Io, Daniel Blake – Un uomo analogico in un mondo digitale

Daniel Blake vive a Newcastle, è alla soglie dei sessant’anni ed ha appena avuto un infarto. Dichiarato idoneo al lavoro da una professionista sanitaria, nonostante ciò sia stato assolutamente sconsigliato dal suo medico e dal chirurgo, Dan è costretto ad impelagarsi in un labirinto di infinite scartoffie e procedure burocratiche per ottenere il sussidio di disoccupazione e fare ricorso per l’indennità di malattia. Presso l’ufficio governativo incontra Daisy, anche lei senza lavoro e in difficoltà economiche, con due figli a cui badare. Nascerà tra loro un grande affetto, un legame che si basa sulla comprensione della reciproca condizione, sulla solidarietà di classe.

Quella raccontata nell’ultimo film di Ken Loach, che con “Io, Daniel Blake” si è aggiudicato per la seconda volta la Palma d’oro al Festival di Cannes, è la storia di una società crudele, dalla quale l’uomo viene sopraffatto, che porta allo sfinimento dell’individuo, fino all’estremo.
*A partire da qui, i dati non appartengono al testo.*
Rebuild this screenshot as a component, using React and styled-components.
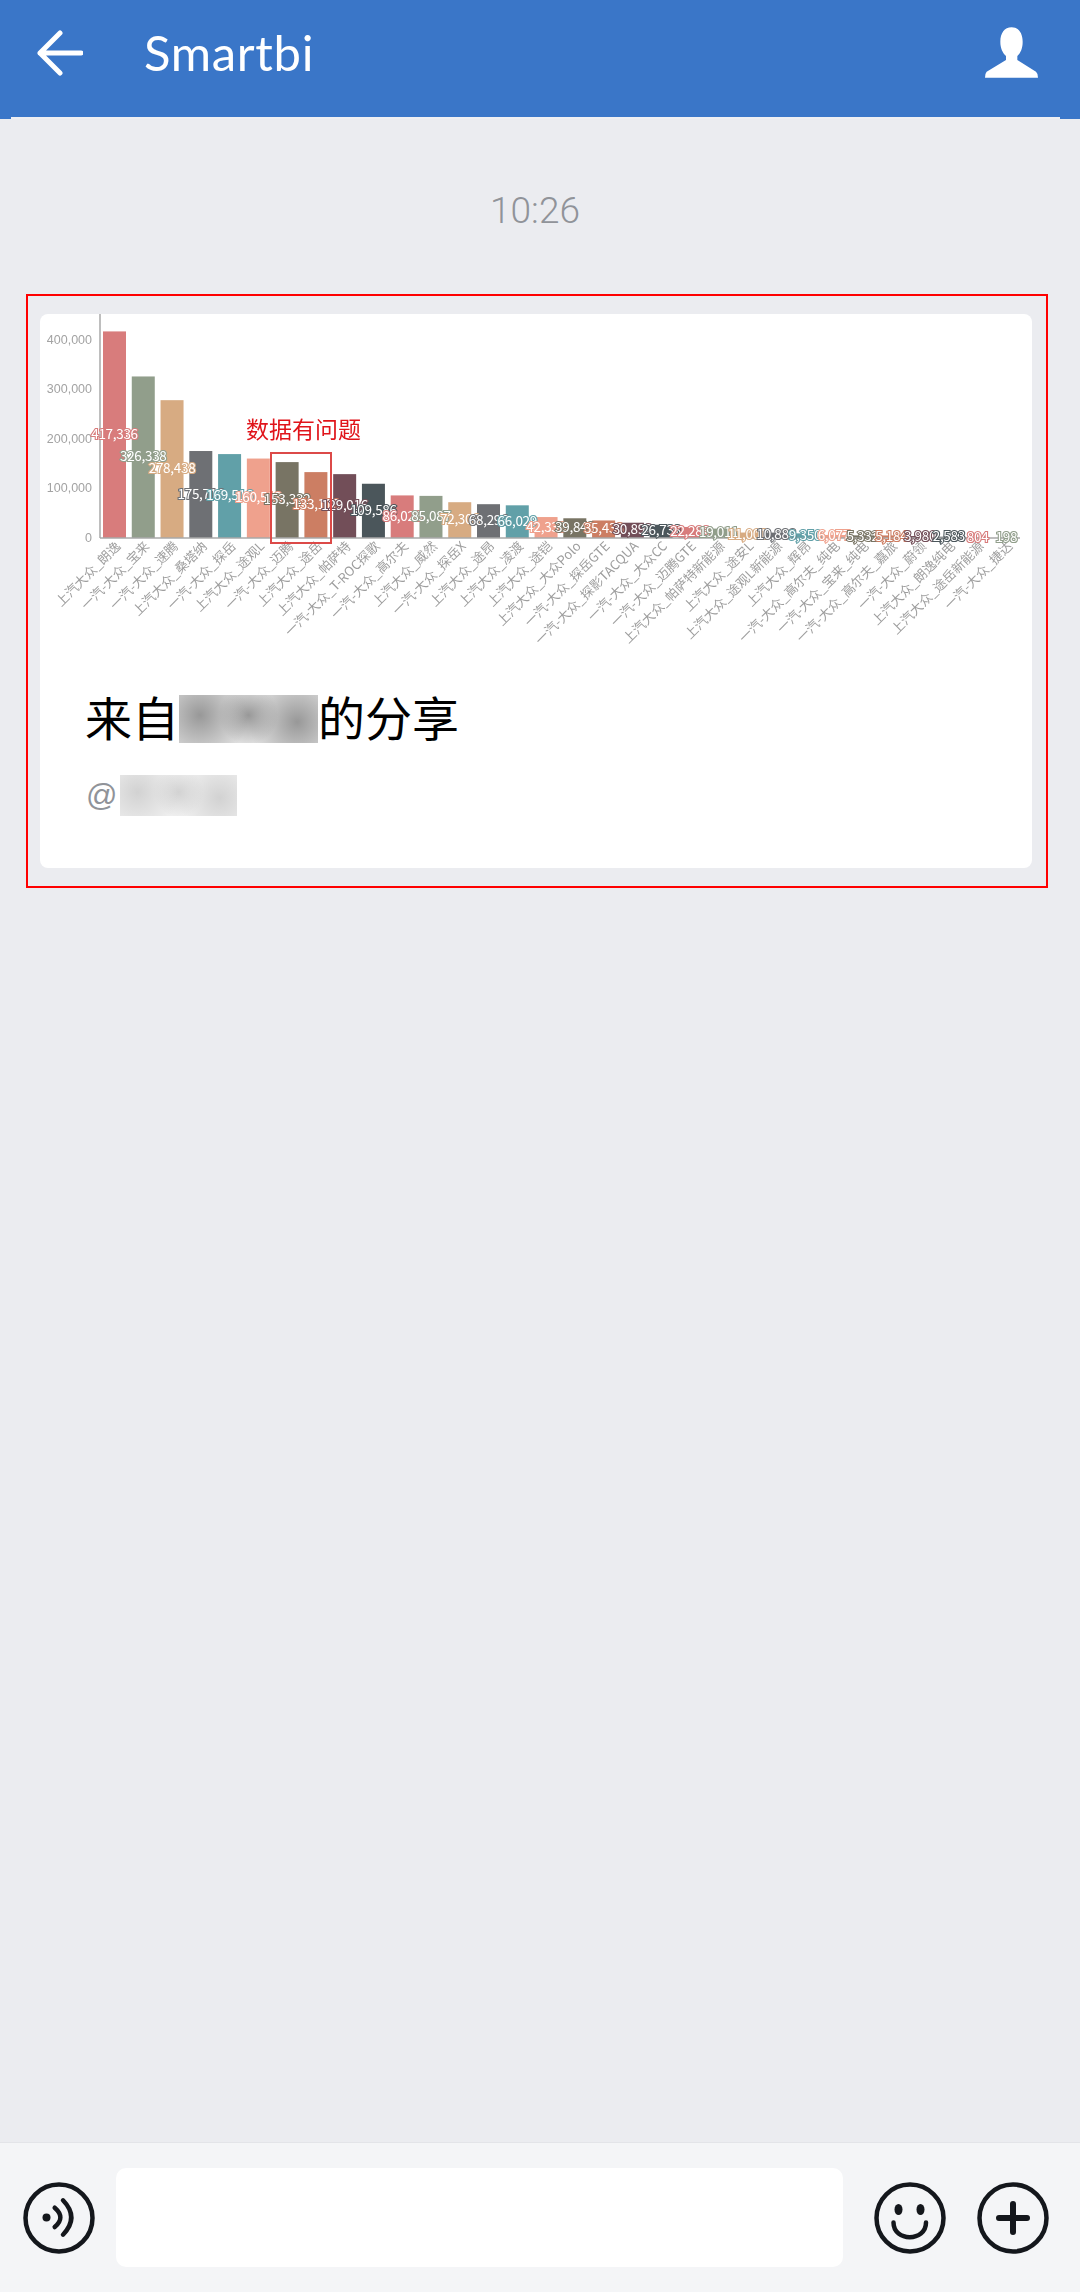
import styled, { createGlobalStyle } from "styled-components";

const GlobalStyle = createGlobalStyle`
  html, body {
    margin: 0;
    padding: 0;
    background: #ebecf0;
    font-family: "Noto Sans CJK SC", "Liberation Sans", sans-serif;
  }
`;

const COLORS = ["#d87c7c", "#919e8b", "#d7ab82", "#6e7074", "#61a0a8", "#efa18d", "#787464", "#cc7e63", "#724e58", "#4b565b"];

const DATA = [
  ["上汽大众_朗逸", 417336],
  ["一汽-大众_宝来", 326338],
  ["一汽-大众_速腾", 278438],
  ["上汽大众_桑塔纳", 175716],
  ["一汽-大众_探岳", 169516],
  ["上汽大众_途观L", 160513],
  ["一汽-大众_迈腾", 153332],
  ["上汽大众_途岳", 133116],
  ["上汽大众_帕萨特", 129016],
  ["一汽-大众_T-ROC探歌", 109586],
  ["一汽-大众_高尔夫", 86028],
  ["上汽大众_威然", 85087],
  ["一汽-大众_探岳X", 72306],
  ["上汽大众_途昂", 68296],
  ["上汽大众_凌渡", 66029],
  ["上汽大众_途铠", 42333],
  ["上汽大众_大众Polo", 39843],
  ["一汽-大众_探岳GTE", 35433],
  ["一汽-大众_探影TACQUA", 30893],
  ["一汽-大众_大众CC", 26733],
  ["一汽-大众_迈腾GTE", 22283],
  ["上汽大众_帕萨特新能源", 19011],
  ["上汽大众_途安L", 11001],
  ["上汽大众_途观L新能源", 10888],
  ["上汽大众_辉昂", 9350],
  ["一汽-大众_高尔夫_纯电", 6077],
  ["一汽-大众_宝来_纯电", 5332],
  ["一汽-大众_高尔夫_嘉旅", 5184],
  ["一汽-大众_蔚领", 3980],
  ["上汽大众_朗逸纯电", 2583],
  ["上汽大众_途岳新能源", 804],
  ["一汽-大众_捷达", 198],
];

const TICKS = [0, 100000, 200000, 300000, 400000];
const BASE_Y = 538;
const PX_PER_UNIT = 49.5 / 100000;
const FIRST_X = 103;
const PITCH = 28.77;
const BAR_W = 23;

const Page = styled.div`
  width: 1080px;
  height: 2292px;
  display: flex;
  flex-direction: column;
  overflow: hidden;
  background: #ebecf0;
`;

const Header = styled.header`
  position: relative;
  flex: none;
  height: 119px;
  box-sizing: border-box;
  padding: 0 42px 14px 37px;
  display: flex;
  align-items: center;
  background: #3a76c8;
  &::after {
    content: "";
    position: absolute;
    left: 11px;
    right: 20px;
    bottom: 0;
    height: 2px;
    background: #eeeff3;
  }
`;

const Title = styled.h1`
  flex: 1;
  margin: 0 0 0 61px;
  font: 400 49px/1 Lato, "Liberation Sans", sans-serif;
  letter-spacing: 0.7px;
  color: #fff;
`;

const Main = styled.main`
  flex: 1;
  padding: 0 32px 0 26px;
`;

const Time = styled.div`
  height: 175px;
  box-sizing: border-box;
  padding: 8px 4px 0 0;
  display: flex;
  align-items: center;
  justify-content: center;
  font: 300 37px/1 Roboto, "Liberation Sans", sans-serif;
  color: #909399;
`;

const Frame = styled.section`
  box-sizing: border-box;
  height: 594px;
  padding: 18px 14px 18px 12px;
  border: 2px solid #f00;
`;

const Card = styled.article`
  height: 100%;
  border-radius: 8px;
  background: #fff;
`;

const Chart = styled.svg`
  display: block;
  filter: blur(0.35px);
`;

const AxisLine = styled.line`
  stroke: #a9a9a9;
  stroke-width: 1.5;
`;

const TickLabel = styled.text`
  font: 12.5px "Liberation Sans", sans-serif;
  fill: #a3a3a3;
  text-anchor: end;
`;

const NameLabel = styled.text`
  font: 13px "Noto Sans CJK SC", sans-serif;
  fill: #9e9e9e;
  text-anchor: end;
`;

const ValueLabel = styled.text`
  font: 13.5px "Noto Sans CJK SC", sans-serif;
  letter-spacing: -0.3px;
  fill: #fff;
  stroke-width: 2.2;
  paint-order: stroke;
  text-anchor: middle;
`;

const Note = styled.text`
  font: 23px "Noto Sans CJK SC", sans-serif;
  fill: #e0141a;
`;

const NoteBox = styled.rect`
  fill: none;
  stroke: #dc4a48;
  stroke-width: 2;
`;

const Share = styled.div`
  padding: 41px 48px 0 45px;
`;

const ShareLine = styled.div`
  display: flex;
  align-items: flex-start;
  font-size: 47px;
  line-height: 42px;
  color: #000;
`;

const FromLine = styled.div`
  margin: 32px 0 0 1px;
  display: flex;
  align-items: center;
  gap: 2.5px;
  font: 400 31px/38px "Liberation Sans", sans-serif;
  color: #909399;
`;

const Redacted = styled.span`
  flex: none;
  width: ${(p) => p.$w}px;
  height: ${(p) => p.$h}px;
  background:
    radial-gradient(circle at 15% 42%, ${(p) => p.$ink} 0, transparent 40%),
    radial-gradient(circle at 50% 42%, ${(p) => p.$ink} 0, transparent 40%),
    radial-gradient(circle at 85% 56%, ${(p) => p.$ink} 0, transparent 40%),
    ${(p) => p.$paper};
`;

const Footer = styled.footer`
  flex: none;
  height: 150px;
  box-sizing: border-box;
  padding: 0 31px 0 23px;
  display: flex;
  align-items: center;
  border-top: 1px solid #e3e4e8;
  background: #f4f5f7;
`;

const InputBox = styled.div`
  width: 727px;
  height: 99px;
  margin: 0 31px 0 21px;
  border-radius: 10px;
  background: #fff;
`;

const RoundIcon = styled.svg`
  flex: none;
  width: 72px;
  height: 72px;
  margin-right: ${(p) => p.$gap || 0}px;
  fill: none;
  stroke: #14171c;
  stroke-width: 4.5;
  stroke-linecap: round;
`;

const Dot = styled.ellipse`
  fill: #14171c;
  stroke: none;
`;

const BackIcon = () => (
  <svg width="46" height="46" viewBox="0 0 46 46" fill="none" stroke="#fff" strokeWidth="5" strokeLinecap="round" strokeLinejoin="round">
    <path d="M3 23H44M23 3L3 23L23 43" />
  </svg>
);

const UserIcon = () => (
  <svg width="53" height="51" viewBox="75 52 159 151" fill="#fff">
    <path d="M155 52C133 52 121 70 121 95C121 115 128 128 138 138L138 150L80 185Q75 190 75 203L234 203Q234 190 228 185L172 150L172 138C182 128 188 115 188 95C188 70 177 52 155 52Z" />
  </svg>
);

const BarChart = () => (
  <Chart width="992" height="340" viewBox="40 314 992 340">
    {DATA.map(([name, value], i) => {
      const h = value * PX_PER_UNIT;
      return <rect key={name} x={FIRST_X + PITCH * i} y={BASE_Y - h} width={BAR_W} height={h} fill={COLORS[i % 10]} />;
    })}
    <AxisLine x1="100" y1="314" x2="100" y2={BASE_Y} />
    <AxisLine x1="100" y1={BASE_Y} x2="1020" y2={BASE_Y} />
    {TICKS.map((t) => (
      <TickLabel key={t} x="92" y={537 - t * PX_PER_UNIT + 4.5}>
        {t.toLocaleString("en-US")}
      </TickLabel>
    ))}
    {DATA.map(([name], i) => {
      const cx = FIRST_X + BAR_W / 2 + PITCH * i + 7;
      return (
        <NameLabel key={name} x={cx} y="547" transform={`rotate(-45 ${cx} 547)`}>
          {name}
        </NameLabel>
      );
    })}
    {DATA.map(([name, value], i) => (
      <ValueLabel key={name} x={FIRST_X + BAR_W / 2 + PITCH * i} y={BASE_Y - (value * PX_PER_UNIT) / 2 + 4} stroke={COLORS[i % 10]}>
        {value.toLocaleString("en-US")}
      </ValueLabel>
    ))}
    <NoteBox x="271" y="453" width="60" height="90" />
    <Note x="246" y="438">数据有问题</Note>
  </Chart>
);

export default function App() {
  return (
    <>
      <GlobalStyle />
      <Page>
        <Header>
          <BackIcon />
          <Title>Smartbi</Title>
          <UserIcon />
        </Header>
        <Main>
          <Time>10:26</Time>
          <Frame>
            <Card>
              <BarChart />
              <Share>
                <ShareLine>
                  来自
                  <Redacted $w={139} $h={48} $ink="#989898" $paper="#e2e2e2" />
                  的分享
                </ShareLine>
                <FromLine>
                  @
                  <Redacted $w={117} $h={41} $ink="#d2d2d2" $paper="#f0f0f0" />
                </FromLine>
              </Share>
            </Card>
          </Frame>
        </Main>
        <Footer>
          <RoundIcon viewBox="0 0 72 72">
            <circle cx="36" cy="36" r="33.5" />
            <Dot cx="23.5" cy="35.5" rx="4" ry="4" />
            <path d="M31.7 25.7Q43 35.5 31.7 45M40 18.3Q56.6 35.5 40 52.7" />
          </RoundIcon>
          <InputBox />
          <RoundIcon viewBox="0 0 72 72" $gap={31}>
            <circle cx="36" cy="36" r="33.5" />
            <Dot cx="24.5" cy="27.5" rx="4" ry="5.5" />
            <Dot cx="46.5" cy="27.5" rx="4" ry="5.5" />
            <path d="M19.5 40.5C19.5 60 52 60 52 40.5" />
          </RoundIcon>
          <RoundIcon viewBox="0 0 72 72">
            <circle cx="36" cy="36" r="33.5" />
            <path d="M36 22V50M22 36H50" strokeWidth="6" />
          </RoundIcon>
        </Footer>
      </Page>
    </>
  );
}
Fino a costringere Daniel a scrivere la propria protesta sul muro dell’ufficio governativo con una bomboletta spray, fino a costringere Daisy a vendere il suo corpo per sopravvivere.
La scena più toccante si svolge all’interno di un Banco alimentare, dove la donna, sopraffatta dalla fame, mangia dei pelati direttamente dalla scatola di latta. Perché una persona ridotta allo stremo può perdere ogni tipo contegno, di filtro sociale.

Quello descritto nel film è uno Stato in cui una burocrazia folle rende impotente l’uomo, ridotto ad un numero di previdenza, ad un nome in un pc. Dan, un uomo del passato, legato ancora alla matita, per quarant’anni carpentiere, viene catapultato, suo malgrado, in un futuro distopico in cui chi non è abile nell’utilizzo della tecnologia non può agire nella società e curare i propri interessi. Al punto di vedere negati, schiacciati i propri diritti, in un mondo sordo, privo di una qualsiasi empatia, un mondo digitale in cui non c’è più posto per un uomo analogico, che va via senza però perdere la dignità, senza mai chinare il capo dinanzi allo Stato.